▶ **AVAILABLE DATA**
====================
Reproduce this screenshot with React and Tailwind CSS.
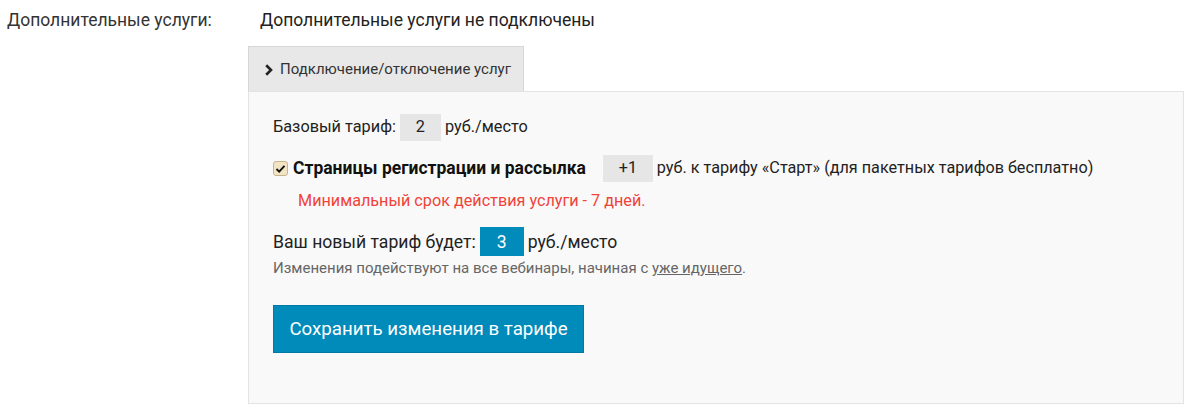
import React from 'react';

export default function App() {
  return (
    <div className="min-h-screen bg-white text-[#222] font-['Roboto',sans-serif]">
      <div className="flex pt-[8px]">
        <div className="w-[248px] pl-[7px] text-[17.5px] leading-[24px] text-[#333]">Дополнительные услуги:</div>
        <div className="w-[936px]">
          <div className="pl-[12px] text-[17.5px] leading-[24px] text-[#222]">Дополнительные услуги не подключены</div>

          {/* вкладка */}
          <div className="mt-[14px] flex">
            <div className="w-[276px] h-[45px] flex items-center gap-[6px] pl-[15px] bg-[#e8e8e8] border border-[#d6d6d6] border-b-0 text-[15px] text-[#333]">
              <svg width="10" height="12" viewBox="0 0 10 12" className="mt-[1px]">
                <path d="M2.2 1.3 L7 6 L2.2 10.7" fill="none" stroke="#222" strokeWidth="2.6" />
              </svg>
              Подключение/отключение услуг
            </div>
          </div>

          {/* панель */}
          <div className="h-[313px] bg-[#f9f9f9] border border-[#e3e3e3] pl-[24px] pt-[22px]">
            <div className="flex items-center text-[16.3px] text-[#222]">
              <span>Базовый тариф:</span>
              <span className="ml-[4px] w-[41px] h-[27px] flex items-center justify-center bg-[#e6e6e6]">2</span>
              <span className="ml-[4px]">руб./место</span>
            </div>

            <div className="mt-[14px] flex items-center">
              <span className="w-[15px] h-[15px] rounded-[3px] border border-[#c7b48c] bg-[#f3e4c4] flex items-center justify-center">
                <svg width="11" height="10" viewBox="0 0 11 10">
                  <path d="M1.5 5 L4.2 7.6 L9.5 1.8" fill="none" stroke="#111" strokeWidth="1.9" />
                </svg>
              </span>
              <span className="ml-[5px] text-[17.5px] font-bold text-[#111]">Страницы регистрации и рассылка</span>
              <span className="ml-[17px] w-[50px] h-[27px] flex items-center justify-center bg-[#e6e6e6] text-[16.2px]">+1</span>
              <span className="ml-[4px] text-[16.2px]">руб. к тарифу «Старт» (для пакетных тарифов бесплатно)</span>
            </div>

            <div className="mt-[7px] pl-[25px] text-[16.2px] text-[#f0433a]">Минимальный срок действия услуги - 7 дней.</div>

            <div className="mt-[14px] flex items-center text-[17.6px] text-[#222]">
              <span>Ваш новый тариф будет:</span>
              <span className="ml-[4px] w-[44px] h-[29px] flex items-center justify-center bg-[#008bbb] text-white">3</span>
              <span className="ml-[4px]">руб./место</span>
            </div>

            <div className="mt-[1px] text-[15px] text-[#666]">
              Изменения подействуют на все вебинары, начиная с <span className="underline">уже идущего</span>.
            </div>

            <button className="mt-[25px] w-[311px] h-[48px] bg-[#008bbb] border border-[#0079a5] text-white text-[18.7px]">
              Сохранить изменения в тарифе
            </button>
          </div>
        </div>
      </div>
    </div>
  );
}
====================
Copy nothing but the lines from the first one in the listing through the line with "import React from 'react';", and omit the pictures.

▶ **OUTPUT OF THE TASK**
Reproduce this screenshot with React and Tailwind CSS.
import React from 'react';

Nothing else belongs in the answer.